Ureli Corelli Hill
1842–47
b. Hartford, Connecticut, 1802
d. Paterson, New Jersey, September 2, 1875
Ureli Corelli Hill had a musical family tree. His grandfather, Frederick Hill, had been a fifer in the Revolutionary army and his father, Uri Keeler Hill, was a music teacher and composer. Ureli’s only sibling, George Handel "Yankee" Hill, was a writer and actor noted for his depiction of Yankee characters. Ureli Corelli Hill alternately served as conductor and violinist with the New York Sacred Music Society between 1828 and 1835. He then spent two years in Germany studying with the composer, conductor, and violinist Louis Spohr. When he returned to New York, Hill became president of the newly founded Philharmonic Society.
The inaugural concert on December 7, 1842 featured Beethoven’s Fifth Symphony in its entirety—nineteenth-century concerts often included only one movement of a symphony!—as well as several vocal solos and duets, chamber music by Hummel, the Oberon overture by Weber, and a new overture by Kalliwoda, a mixture typical of concerts at that time. For the Orchestra’s third season, Hill invited both Spohr and Mendelssohn to conduct. Neither could accept, but they sent letters of acknowledgement and were made Honorary Members of the Philharmonic.
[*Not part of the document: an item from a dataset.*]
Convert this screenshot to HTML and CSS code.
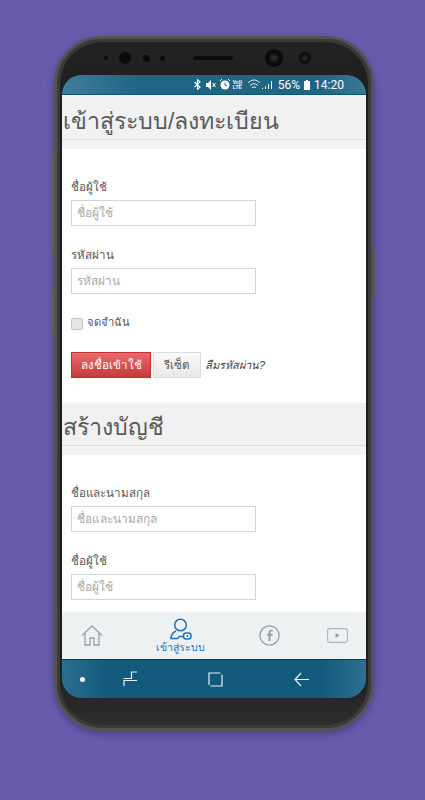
FILE: index.html
```html
<!DOCTYPE html>
<html lang="th">
<head>
    <meta charset="UTF-8">
    <meta name="viewport" content="width=device-width, initial-scale=1.0">
    <title>เข้าสู่ระบบ</title>
    <link rel="stylesheet" href="styles.css">
</head>
<body>

    <div class="phone">
        <span class="side-btn side-left-1"></span>
        <span class="side-btn side-left-2"></span>
        <span class="side-btn side-right"></span>

        <!-- Top bezel with sensors -->
        <div class="bezel-top">
            <span class="dot dot-xs"></span>
            <span class="dot dot-md"></span>
            <span class="dot dot-sm"></span>
            <span class="dot dot-xs2"></span>
            <span class="speaker"></span>
            <span class="dot dot-cam"></span>
            <span class="dot dot-sm2"></span>
        </div>

        <div class="screen">
            <!-- Status bar -->
            <div class="status-bar">
                <svg class="st-bt" width="7" height="11" viewBox="0 0 7 11"><path d="M.5 3l5.500 5-2.500 2.400V.6L6 3 .5 8" fill="none" stroke="#fff" stroke-width="1.100"/></svg>
                <svg class="st-mute" width="10" height="10" viewBox="0 0 10 10"><path d="M0 3h2l3-3v10L2 7H0z" fill="#fff"/><path d="M6.500 3l3 4M9.500 3l-3 4" stroke="#fff"/></svg>
                <svg class="st-alarm" width="10" height="11" viewBox="0 0 10 11"><circle cx="5" cy="6" r="4.500" fill="#fff"/><path d="M5 3.500V6l2 1" fill="none" stroke="#1f6584"/><path d="M0 2l2-2M10 2L8 0" stroke="#fff"/></svg>
                <span class="st-lte">Vo))<br>LTE</span>
                <svg class="st-wifi" width="24" height="11" viewBox="0 0 24 11"><path d="M0 4c4-4 8-4 12 0M2 6.500c3-2.300 5-2.300 8 0M4 8.700c1.500-1 2.500-1 4 0" fill="none" stroke="#fff" stroke-width=".9"/><path d="M14 9h1v1h-1zM17 7.500h1V10h-1zM20 5h1v5h-1zM23 2h1v8h-1z" fill="#fff"/></svg>
                <span class="st-text st-pct">56%</span>
                <svg class="st-batt" width="6" height="10" viewBox="0 0 6 10"><path d="M2 0h2v1h2v9H0V1h2z" fill="#fff"/></svg>
                <span class="st-text st-time">14:20</span>
            </div>

            <div class="app">
                <div class="content">
                    <h2 class="band-title">เข้าสู่ระบบ/ลงทะเบียน</h2>
                    <form class="form">
                        <div class="field">
                            <label>ชื่อผู้ใช้</label>
                            <input type="text" placeholder="ชื่อผู้ใช้">
                        </div>
                        <div class="field">
                            <label>รหัสผ่าน</label>
                            <input type="text" placeholder="รหัสผ่าน">
                        </div>
                        <div class="remember">
                            <span class="check"></span>
                            <span>จดจำฉัน</span>
                        </div>
                        <div class="actions">
                            <button type="button" class="btn btn-red">ลงชื่อเข้าใช้</button>
                            <button type="button" class="btn btn-grey">รีเซ็ต</button>
                            <a href="#" class="forgot">ลืมรหัสผ่าน?</a>
                        </div>
                    </form>

                    <h2 class="band-title band-second">สร้างบัญชี</h2>
                    <form class="form">
                        <div class="field">
                            <label>ชื่อและนามสกุล</label>
                            <input type="text" placeholder="ชื่อและนามสกุล">
                        </div>
                        <div class="field">
                            <label>ชื่อผู้ใช้</label>
                            <input type="text" placeholder="ชื่อผู้ใช้">
                        </div>
                    </form>
                </div>

                <!-- Bottom tabs -->
                <nav class="tabs">
                    <a href="#" class="tab tab-home">
                        <svg width="22" height="21" viewBox="0 0 22 21"><path d="M1 10.500L11 1l10 9.500M4 8.500V20h5v-7h4v7h5V8.500" fill="none" stroke="#93a5a8" stroke-width="1.300"/></svg>
                    </a>
                    <a href="#" class="tab tab-login">
                        <svg width="22" height="22" viewBox="0 0 22 22"><circle cx="10.500" cy="7" r="5.800" fill="none" stroke="#1b75bb" stroke-width="1.500"/><path d="M6 13C3 14.500 1 17 1 20.500h6.500l2-2H14" fill="none" stroke="#1b75bb" stroke-width="1.500"/><rect x="13.500" y="15" width="7.500" height="6" rx="2.500" fill="none" stroke="#1b75bb" stroke-width="1.500"/><circle cx="17.500" cy="18" r="1" fill="#1b75bb"/></svg>
                        <span>เข้าสู่ระบบ</span>
                    </a>
                    <a href="#" class="tab tab-fb">
                        <svg width="21" height="21" viewBox="0 0 21 21"><circle cx="10.500" cy="10.500" r="9.600" fill="none" stroke="#8fa3a6" stroke-width="1.300"/><path d="M11.500 16V10.800h2l.2-2h-2.200V7.500c0-.7.300-1 1-1h1.200V4.700h-1.700c-1.800 0-2.500 1-2.500 2.500v1.600H8v2h1.500V16z" fill="#8fa3a6"/></svg>
                    </a>
                    <a href="#" class="tab tab-yt">
                        <svg width="21" height="15" viewBox="0 0 21 15"><rect x=".6" y=".6" width="19.800" height="13.800" rx="2.500" fill="none" stroke="#a9b8ba" stroke-width="1.100"/><path d="M8.500 5l4 2.500-4 2.500z" fill="#8fa3a6"/></svg>
                    </a>
                </nav>
            </div>

            <!-- Android nav bar -->
            <div class="nav-bar">
                <span class="nav-dot"></span>
                <svg class="nav-recent" width="16" height="16" viewBox="0 0 16 16"><path d="M15 1H9.500v6.500H1.500M15 9.500H2V15" fill="none" stroke="#e8f0f3" stroke-width="1.200"/></svg>
                <svg class="nav-home" width="15" height="15" viewBox="0 0 15 15"><path d="M1 13V1h11.500M14 2.500V14H2.500" fill="none" stroke="#e8f0f3" stroke-width="1.200"/></svg>
                <svg width="15" height="15" viewBox="0 0 15 15"><path d="M7 1L1 7.500 7 14M1 7.500h14" fill="none" stroke="#e8f0f3" stroke-width="1.200"/></svg>
            </div>
        </div>
    </div>

</body>
</html>
```

FILE: styles.css
```css
body {
    margin: 0;
    height: 800px;
    overflow: hidden;
    background-color: #675cab;
    font-family: "Liberation Sans", "Noto Sans", sans-serif;
    color: #444;
}
.phone {
    position: relative;
    box-sizing: border-box;
    width: 320px;
    height: 695px;
    margin: 36px 0 0 54px;
    padding: 0 5px;
    background: linear-gradient(to bottom, #232323, #1e1e1e 10%, #201d1a 90%, #2e2e2e);
    border: 3px solid #535353;
    border-radius: 48px;
    box-shadow: inset 0 0 0 3px #3a3a3a, 0 3px 7px rgba(30, 20, 80, 0.4);
}
.side-btn {
    position: absolute;
    width: 2px;
    background-color: #5e5e5e;
}
.side-left-1 { left: -5px; top: 114px; height: 100px; }
.side-left-2 { left: -5px; top: 251px; height: 45px; }
.side-right { right: -5px; top: 211px; height: 46px; }

/* Bezel */
.bezel-top {
    height: 36px;
    box-sizing: border-box;
    display: flex;
    align-items: center;
    padding: 2px 0 0 42px;
}
.dot {
    border-radius: 50%;
    background-color: #0a0a0a;
}
.dot-xs { width: 4px; height: 4px; margin-right: 11px; }
.dot-md { width: 12px; height: 12px; margin-right: 12px; }
.dot-sm { width: 7px; height: 7px; margin-right: 10px; }
.dot-xs2 { width: 5px; height: 5px; margin-right: 28px; }
.speaker {
    width: 40px;
    height: 4px;
    border-radius: 2px;
    background-color: #0c0c0c;
    margin-right: 32px;
}
.dot-cam {
    width: 18px;
    height: 18px;
    margin-right: 16px;
    background: radial-gradient(circle, #333 0, #0a0a0a 45%);
}
.dot-sm2 {
    width: 12px;
    height: 12px;
    background: radial-gradient(circle, #2e2e2e 0, #0c0c0c 55%);
}

.screen {
    height: 623px;
    border-radius: 20px;
    overflow: hidden;
    display: flex;
    flex-direction: column;
    background-color: #125a7c;
}

/* Status bar */
.status-bar {
    height: 19px;
    flex: none;
    display: flex;
    align-items: center;
    justify-content: flex-end;
    padding-right: 22px;
    background: linear-gradient(to right, #3f7f9c, #1f6584 25%, #1f6584 85%, #3a7a96);
    border-bottom: 1px solid #0f5775;
    color: #fff;
}
.st-text {
    font-family: Roboto, sans-serif;
    font-size: 12px;
}
.st-mute { margin-left: 5px; }
.st-alarm { margin-left: 4px; }
.st-lte {
    width: 9px;
    margin-left: 3px;
    font-size: 5px;
    line-height: 5px;
    font-weight: bold;
    text-align: center;
    white-space: nowrap;
}
.st-wifi { margin-left: 6px; }
.st-pct { margin-left: 6px; }
.st-batt { margin-left: 4px; }
.st-time { margin-left: 4px; }

/* App area */
.app {
    height: 565px;
    flex: none;
    display: flex;
    flex-direction: column;
    background-color: #fff;
}
.content {
    flex: 1;
    overflow: hidden;
}
.band-title {
    margin: 0;
    height: 54px;
    box-sizing: border-box;
    padding: 9px 0 0 1px;
    font-size: 23.2px;
    line-height: 35px;
    font-weight: normal;
    color: #5a5a5a;
    background: linear-gradient(to bottom, #f1f1f1 44px, #dcdcdc 44px, #dcdcdc 45px, #f3f3f3 45px);
}
.band-second {
    height: 52px;
    padding-top: 7px;
    background: linear-gradient(to bottom, #f1f1f1 42px, #dcdcdc 42px, #dcdcdc 43px, #f3f3f3 43px);
}
.form {
    padding: 27px 9px 25px;
}
.field {
    margin-bottom: 18px;
}
.field label {
    display: block;
    height: 24px;
    font-size: 11.6px;
    line-height: 22px;
    color: #555;
}
.field input {
    display: block;
    box-sizing: border-box;
    width: 185px;
    height: 26px;
    margin: 0;
    padding: 0 5px;
    border: 1px solid #d4d4d4;
    font-family: inherit;
    font-size: 12px;
}
.field input::placeholder {
    color: #aaa;
}
.remember {
    display: flex;
    align-items: center;
    gap: 4px;
    height: 20px;
    font-size: 11.2px;
    color: #555;
}
.check {
    width: 10px;
    height: 10px;
    margin-top: 4px;
    border: 1px solid #c4c4c4;
    border-radius: 2px;
    background-color: #e6e6e6;
}
.actions {
    display: flex;
    align-items: center;
    margin-top: 20px;
    height: 26px;
}
.btn {
    height: 26px;
    padding: 0;
    font-family: inherit;
    font-size: 11.6px;
    border: 1px solid #ddd;
}
.btn-red {
    width: 80px;
    color: #fff;
    border-color: #c9302c;
    background: linear-gradient(to bottom, #e76b6b, #c73a3a);
}
.btn-grey {
    width: 48px;
    margin-left: 2px;
    color: #555;
    background: linear-gradient(to bottom, #fafafa, #e8e8e8);
}
.forgot {
    margin-left: 4px;
    font-size: 11px;
    font-style: italic;
    color: #444;
    text-decoration: none;
}

/* Tabs */
.tabs {
    height: 47px;
    flex: none;
    display: flex;
    background-color: #edf1f2;
    border-bottom: 1px solid #0c3c52;
}
.tab {
    display: flex;
    flex-direction: column;
    align-items: center;
    justify-content: center;
    text-decoration: none;
    font-size: 10.6px;
    color: #1b75bb;
}
.tab-home { width: 60px; }
.tab-login { width: 117px; }
.tab-login span { line-height: 12px; margin-top: 1px; }
.tab-fb { width: 60px; }
.tab-yt { width: 57px; margin-left: 10px; }

/* Android nav bar */
.nav-bar {
    flex: 1;
    display: flex;
    align-items: center;
    padding-left: 18px;
    background: linear-gradient(to right, #2b6f8e, #115a7c 15%, #115a7c 85%, #2e7090);
}
.nav-dot {
    width: 5px;
    height: 5px;
    margin-right: 37px;
    border-radius: 50%;
    background-color: #fff;
}
.nav-recent { margin-right: 70px; }
.nav-home { margin-right: 71px; }
```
Hill spent 1847-50 in Ohio, but returned to New York, becoming a violinist with the Orchestra as well as an officer of its board. In this capacity, he became embroiled in a discussion of the nature of American music carried on in the Musical World, one of the preeminent journals of the day: What role should the Orchestra play to foster and promote American composers such as George Bristow and William Henry Fry? After a series of failed artistic and business ventures, Hill committed suicide in 1875. The Philharmonic Archives acquired his papers in 2002.